Skip all pictures, then copy the lines from the start of the data through the line with "[667.5, y + 0.5]);", keeping both ends.

══ Data block ══

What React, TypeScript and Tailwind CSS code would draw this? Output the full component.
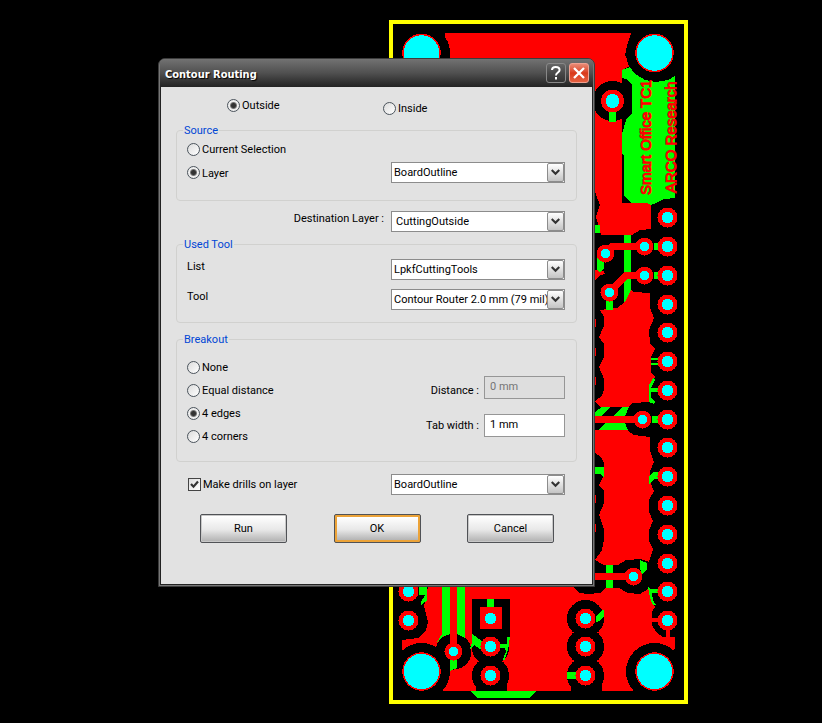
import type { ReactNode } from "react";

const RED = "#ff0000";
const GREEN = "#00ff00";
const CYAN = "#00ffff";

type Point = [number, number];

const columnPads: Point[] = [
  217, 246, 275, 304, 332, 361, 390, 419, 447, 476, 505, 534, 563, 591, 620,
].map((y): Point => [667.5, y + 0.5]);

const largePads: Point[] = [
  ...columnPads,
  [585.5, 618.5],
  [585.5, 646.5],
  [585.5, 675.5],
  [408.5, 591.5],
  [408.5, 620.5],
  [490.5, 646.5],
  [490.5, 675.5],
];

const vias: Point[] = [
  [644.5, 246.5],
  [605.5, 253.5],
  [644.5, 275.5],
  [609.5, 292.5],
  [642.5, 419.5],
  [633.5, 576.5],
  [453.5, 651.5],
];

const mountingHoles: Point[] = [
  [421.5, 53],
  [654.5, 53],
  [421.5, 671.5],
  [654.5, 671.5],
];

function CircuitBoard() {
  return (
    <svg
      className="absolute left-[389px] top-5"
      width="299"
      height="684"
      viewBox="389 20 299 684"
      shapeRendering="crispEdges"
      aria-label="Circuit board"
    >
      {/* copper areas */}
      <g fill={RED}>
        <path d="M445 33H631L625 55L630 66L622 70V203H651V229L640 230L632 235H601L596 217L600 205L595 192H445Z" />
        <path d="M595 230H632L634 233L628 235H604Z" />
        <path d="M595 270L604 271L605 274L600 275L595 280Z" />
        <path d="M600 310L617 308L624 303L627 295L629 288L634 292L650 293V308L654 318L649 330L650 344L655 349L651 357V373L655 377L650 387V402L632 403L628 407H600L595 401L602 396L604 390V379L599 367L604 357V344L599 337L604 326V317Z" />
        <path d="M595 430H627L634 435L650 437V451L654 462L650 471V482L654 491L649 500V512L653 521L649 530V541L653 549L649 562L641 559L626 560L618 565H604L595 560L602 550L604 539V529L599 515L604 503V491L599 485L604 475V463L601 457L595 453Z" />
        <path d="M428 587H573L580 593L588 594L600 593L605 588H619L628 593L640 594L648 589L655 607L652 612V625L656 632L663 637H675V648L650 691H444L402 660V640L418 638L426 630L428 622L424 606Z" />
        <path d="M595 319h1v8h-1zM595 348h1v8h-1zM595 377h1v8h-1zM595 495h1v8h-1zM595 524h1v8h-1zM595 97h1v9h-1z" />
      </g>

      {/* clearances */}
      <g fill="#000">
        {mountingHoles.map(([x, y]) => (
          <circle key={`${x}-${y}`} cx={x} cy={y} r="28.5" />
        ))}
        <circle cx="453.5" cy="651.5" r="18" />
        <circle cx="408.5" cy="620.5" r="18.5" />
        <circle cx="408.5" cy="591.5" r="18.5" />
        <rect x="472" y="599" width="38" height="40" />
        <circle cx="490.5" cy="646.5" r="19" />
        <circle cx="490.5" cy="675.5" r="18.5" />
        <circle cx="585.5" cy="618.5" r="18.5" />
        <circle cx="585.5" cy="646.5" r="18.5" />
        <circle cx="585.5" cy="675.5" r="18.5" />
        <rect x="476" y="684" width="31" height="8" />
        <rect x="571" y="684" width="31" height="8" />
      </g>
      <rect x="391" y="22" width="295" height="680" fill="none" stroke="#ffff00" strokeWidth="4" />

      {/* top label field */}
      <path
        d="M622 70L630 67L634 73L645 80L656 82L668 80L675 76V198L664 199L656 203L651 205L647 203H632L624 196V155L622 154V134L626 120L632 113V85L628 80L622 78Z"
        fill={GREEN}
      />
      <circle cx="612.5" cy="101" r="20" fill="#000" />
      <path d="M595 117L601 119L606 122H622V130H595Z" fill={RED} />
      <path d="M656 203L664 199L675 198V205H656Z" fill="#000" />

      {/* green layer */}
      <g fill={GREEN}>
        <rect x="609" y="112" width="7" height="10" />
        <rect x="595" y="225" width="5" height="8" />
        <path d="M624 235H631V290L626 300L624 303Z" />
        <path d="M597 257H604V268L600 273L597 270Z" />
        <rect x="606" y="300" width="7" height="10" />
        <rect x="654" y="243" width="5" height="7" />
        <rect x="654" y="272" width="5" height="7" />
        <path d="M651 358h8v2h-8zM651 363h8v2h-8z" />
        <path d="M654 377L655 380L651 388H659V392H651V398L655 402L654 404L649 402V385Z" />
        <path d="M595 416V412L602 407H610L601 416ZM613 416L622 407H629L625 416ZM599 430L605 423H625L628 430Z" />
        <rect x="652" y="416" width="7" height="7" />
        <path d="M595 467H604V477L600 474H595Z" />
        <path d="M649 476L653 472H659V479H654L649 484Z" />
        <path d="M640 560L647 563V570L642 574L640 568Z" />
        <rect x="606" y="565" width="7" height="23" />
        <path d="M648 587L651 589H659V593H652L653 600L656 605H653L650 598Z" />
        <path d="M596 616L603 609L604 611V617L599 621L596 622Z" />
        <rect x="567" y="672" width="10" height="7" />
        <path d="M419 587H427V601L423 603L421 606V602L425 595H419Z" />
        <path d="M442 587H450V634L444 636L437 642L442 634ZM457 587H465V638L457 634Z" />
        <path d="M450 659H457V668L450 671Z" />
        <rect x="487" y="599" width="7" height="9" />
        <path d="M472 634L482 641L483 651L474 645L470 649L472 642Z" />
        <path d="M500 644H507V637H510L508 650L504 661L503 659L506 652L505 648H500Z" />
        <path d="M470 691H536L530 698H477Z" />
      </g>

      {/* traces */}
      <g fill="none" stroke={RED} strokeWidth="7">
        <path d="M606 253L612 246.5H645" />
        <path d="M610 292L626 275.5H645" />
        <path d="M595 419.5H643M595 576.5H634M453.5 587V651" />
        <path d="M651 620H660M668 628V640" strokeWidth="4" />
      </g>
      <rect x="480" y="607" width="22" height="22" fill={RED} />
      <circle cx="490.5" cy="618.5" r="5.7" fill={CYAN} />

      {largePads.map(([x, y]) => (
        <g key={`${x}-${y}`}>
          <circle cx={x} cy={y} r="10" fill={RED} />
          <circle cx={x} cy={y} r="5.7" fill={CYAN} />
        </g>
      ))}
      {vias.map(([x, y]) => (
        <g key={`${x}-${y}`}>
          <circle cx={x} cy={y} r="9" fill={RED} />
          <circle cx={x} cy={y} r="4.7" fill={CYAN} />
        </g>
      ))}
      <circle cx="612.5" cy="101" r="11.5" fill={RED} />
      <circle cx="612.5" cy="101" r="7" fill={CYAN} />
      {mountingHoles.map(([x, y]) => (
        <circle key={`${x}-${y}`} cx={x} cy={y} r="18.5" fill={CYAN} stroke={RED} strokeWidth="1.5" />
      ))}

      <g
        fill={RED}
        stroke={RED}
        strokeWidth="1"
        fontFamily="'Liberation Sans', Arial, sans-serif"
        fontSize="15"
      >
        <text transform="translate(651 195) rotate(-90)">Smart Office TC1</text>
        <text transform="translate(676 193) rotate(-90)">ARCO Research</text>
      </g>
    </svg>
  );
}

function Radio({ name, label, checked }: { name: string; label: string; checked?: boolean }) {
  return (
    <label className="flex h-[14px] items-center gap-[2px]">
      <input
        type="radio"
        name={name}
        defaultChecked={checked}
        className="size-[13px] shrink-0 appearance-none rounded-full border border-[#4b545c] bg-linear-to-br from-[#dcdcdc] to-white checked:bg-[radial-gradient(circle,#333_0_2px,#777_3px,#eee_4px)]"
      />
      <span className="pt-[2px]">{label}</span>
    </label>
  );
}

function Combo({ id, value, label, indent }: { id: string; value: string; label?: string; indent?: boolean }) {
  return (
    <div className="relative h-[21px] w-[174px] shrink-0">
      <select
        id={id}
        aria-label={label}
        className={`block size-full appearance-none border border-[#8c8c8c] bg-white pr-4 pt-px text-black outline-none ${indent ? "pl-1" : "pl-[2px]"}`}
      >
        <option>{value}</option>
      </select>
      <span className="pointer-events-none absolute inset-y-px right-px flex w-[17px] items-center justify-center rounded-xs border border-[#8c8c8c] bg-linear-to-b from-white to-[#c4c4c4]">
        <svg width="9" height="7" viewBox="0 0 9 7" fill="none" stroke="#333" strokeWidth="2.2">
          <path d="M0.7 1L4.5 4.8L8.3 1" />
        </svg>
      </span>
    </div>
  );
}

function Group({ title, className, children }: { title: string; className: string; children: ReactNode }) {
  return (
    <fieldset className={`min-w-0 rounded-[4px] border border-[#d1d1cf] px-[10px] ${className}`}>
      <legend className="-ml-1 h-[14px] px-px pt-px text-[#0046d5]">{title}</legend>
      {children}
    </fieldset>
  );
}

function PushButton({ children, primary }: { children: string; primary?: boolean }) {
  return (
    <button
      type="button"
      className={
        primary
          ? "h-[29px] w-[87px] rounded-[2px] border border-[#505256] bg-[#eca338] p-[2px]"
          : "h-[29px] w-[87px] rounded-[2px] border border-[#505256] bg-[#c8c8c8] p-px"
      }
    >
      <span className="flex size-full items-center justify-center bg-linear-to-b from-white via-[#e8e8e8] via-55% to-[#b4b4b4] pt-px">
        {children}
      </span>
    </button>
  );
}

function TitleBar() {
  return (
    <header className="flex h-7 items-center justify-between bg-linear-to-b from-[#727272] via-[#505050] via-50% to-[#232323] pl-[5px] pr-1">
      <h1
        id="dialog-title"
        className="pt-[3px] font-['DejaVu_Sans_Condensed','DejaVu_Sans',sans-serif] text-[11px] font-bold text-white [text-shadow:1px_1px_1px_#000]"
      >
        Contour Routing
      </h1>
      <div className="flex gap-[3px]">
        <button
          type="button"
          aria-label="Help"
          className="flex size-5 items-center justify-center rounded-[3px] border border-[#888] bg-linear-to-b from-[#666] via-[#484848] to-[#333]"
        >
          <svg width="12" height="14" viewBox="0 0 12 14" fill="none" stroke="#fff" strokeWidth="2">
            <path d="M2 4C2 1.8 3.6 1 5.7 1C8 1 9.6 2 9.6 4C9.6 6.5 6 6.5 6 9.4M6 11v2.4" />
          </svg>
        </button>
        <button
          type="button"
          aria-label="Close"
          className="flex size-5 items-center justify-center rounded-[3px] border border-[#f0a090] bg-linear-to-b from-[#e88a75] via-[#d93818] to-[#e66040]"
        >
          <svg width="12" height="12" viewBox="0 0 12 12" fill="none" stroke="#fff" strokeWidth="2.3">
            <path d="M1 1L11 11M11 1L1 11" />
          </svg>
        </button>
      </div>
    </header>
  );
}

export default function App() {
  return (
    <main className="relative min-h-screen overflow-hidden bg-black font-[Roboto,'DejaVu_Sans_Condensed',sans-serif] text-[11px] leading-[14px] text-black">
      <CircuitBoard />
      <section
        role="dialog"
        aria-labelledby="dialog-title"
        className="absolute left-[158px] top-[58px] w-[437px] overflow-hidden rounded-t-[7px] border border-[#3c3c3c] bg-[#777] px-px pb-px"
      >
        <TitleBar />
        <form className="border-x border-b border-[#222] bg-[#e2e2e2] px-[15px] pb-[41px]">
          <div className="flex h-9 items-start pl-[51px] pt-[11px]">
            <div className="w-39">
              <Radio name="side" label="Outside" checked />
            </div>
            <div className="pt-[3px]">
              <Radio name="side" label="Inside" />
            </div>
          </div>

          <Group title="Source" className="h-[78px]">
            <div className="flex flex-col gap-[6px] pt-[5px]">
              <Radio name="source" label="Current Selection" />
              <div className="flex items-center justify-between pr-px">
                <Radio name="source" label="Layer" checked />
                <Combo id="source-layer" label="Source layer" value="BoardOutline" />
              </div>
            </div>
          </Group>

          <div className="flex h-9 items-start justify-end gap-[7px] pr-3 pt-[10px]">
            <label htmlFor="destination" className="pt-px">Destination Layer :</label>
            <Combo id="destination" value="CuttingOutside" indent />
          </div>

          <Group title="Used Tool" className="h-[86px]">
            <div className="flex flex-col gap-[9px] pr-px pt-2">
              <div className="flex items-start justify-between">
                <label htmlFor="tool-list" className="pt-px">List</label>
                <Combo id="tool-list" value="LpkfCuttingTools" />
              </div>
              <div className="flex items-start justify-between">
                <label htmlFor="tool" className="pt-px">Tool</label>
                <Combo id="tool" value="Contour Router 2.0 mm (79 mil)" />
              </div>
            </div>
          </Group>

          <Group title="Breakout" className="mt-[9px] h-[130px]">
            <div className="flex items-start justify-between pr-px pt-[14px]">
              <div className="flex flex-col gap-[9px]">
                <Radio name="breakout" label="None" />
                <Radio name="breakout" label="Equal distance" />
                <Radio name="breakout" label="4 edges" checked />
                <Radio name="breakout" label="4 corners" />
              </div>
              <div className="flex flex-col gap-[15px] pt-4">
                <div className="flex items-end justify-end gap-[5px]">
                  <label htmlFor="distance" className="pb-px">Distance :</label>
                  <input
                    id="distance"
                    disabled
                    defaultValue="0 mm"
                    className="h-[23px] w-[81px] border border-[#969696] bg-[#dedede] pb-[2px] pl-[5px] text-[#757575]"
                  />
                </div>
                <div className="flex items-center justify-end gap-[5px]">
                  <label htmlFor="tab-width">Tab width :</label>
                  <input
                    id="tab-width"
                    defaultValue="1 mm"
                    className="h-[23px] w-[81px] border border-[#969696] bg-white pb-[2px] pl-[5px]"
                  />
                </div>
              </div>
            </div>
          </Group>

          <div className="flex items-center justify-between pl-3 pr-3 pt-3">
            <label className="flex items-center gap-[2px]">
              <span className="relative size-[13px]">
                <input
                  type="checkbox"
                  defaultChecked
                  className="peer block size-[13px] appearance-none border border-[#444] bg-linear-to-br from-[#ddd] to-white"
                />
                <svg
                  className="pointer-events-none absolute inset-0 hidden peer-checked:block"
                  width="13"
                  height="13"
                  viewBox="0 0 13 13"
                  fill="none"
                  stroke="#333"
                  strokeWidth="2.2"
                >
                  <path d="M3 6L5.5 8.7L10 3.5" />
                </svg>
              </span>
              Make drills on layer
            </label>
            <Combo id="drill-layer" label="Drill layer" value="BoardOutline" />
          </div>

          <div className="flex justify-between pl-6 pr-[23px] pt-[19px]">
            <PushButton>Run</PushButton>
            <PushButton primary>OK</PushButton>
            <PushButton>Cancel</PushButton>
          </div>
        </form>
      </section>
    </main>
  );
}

═══

▸ **Final result**
What React, TypeScript and Tailwind CSS code would draw this? Output the full component.
import type { ReactNode } from "react";

const RED = "#ff0000";
const GREEN = "#00ff00";
const CYAN = "#00ffff";

type Point = [number, number];

const columnPads: Point[] = [
  217, 246, 275, 304, 332, 361, 390, 419, 447, 476, 505, 534, 563, 591, 620,
].map((y): Point => [667.5, y + 0.5]);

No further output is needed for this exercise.